GOP nominee Ken Cuccinelli advocates a 10-day deadline for reporting gifts greater than $500, a simplified reporting form and ending the loophole through which gifts to officeholders’ families are exempt from disclosure. At Saturday’s gubernatorial debate with McAuliffe, Cuccinelli said he’d consider some form of cap or ban if he’s elected and the General Assembly enacts it.
But short of McDonnell being convicted as a result of a current federal investigation, it’s doubtful much will change, says James Madison University ethics law expert and political scientist Robert Roberts.
“Virginia has this rather elite political culture where the elites have always been somewhat immune from scrutiny,” he said. “The belief is that whatever they do is inherently correct for the state. They take things, gifts here and there, but it’s not like New Jersey, where it’s seen as inherently corrupt.”
The patrician political culture of Virginia and the public’s historical deference to power date virtually to the state’s founding, and also stem from its Southern mindset and 169 years of British colonial rule.
Officeholders tend to be accorded more benefit of the doubt than in many states, Roberts said, because of residual notions that they are elites who are somehow innately altruistic and above petty temptations. So far, sensational public corruption scandals have been few. Because of that, it takes more for constituents to clamor for change. Unless they do, Roberts said, there will be no wholesale change in public official disclosure laws.
“The elites won’t do that to themselves. Unless you get an indictment and a conviction, the public just sees this as more politics as usual,” Roberts said. “Public officials in Virginia are hoping this all just blows over. The elites want the system to remain the same.”
It’s not yet known how dire the scandal will get.
The governor’s family has received thousands of dollars from Star Scientific Inc. and its chief executive, Jonnie Williams. McDonnell has disclosed none of the gifts on his annual statements of economic interest, citing a state law that compels disclosure only of gifts directly to officeholders, not their families.
McDonnell defends his decision to withhold information about the gifts and denies that Williams or his company benefited in return.

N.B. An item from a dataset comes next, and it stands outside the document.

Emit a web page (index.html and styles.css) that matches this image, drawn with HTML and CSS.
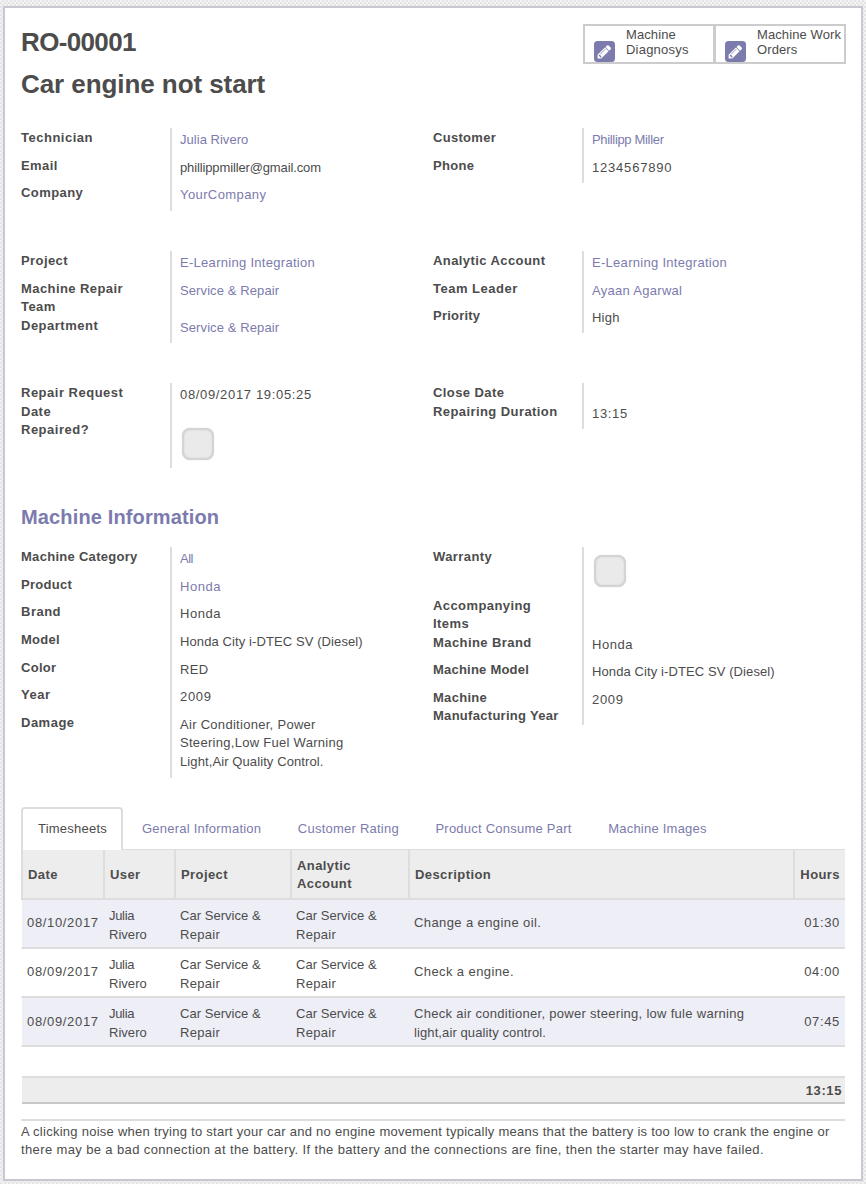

A report by an attorney appointed in the spring to probe Williams’ gifts to the first family affirms that Williams gained no financial benefit from the state.
Roberts argues that nothing short of the ethics laws that apply to federal workers and elected officials will actually work. Those rules already apply to tens of thousands of Virginians who have federal jobs, and implementing them should be simple enough.
They work, he said, because prohibitions on specific actions are easy for officials to understand. Unlike Virginia’s “character-based” laws that are little more than an honor system, the federal laws’ clarity also makes them easy to enforce.
“Seriously, Virginia is a laughingstock,” Roberts said. “We are an outlier with the rest of the country, and that’s evident in that you have a governor who can just do stuff like this. Look at the [former] governor of Illinois [Rod Blagojevich]. They sent him to prison for 15 years just for trying to take money.”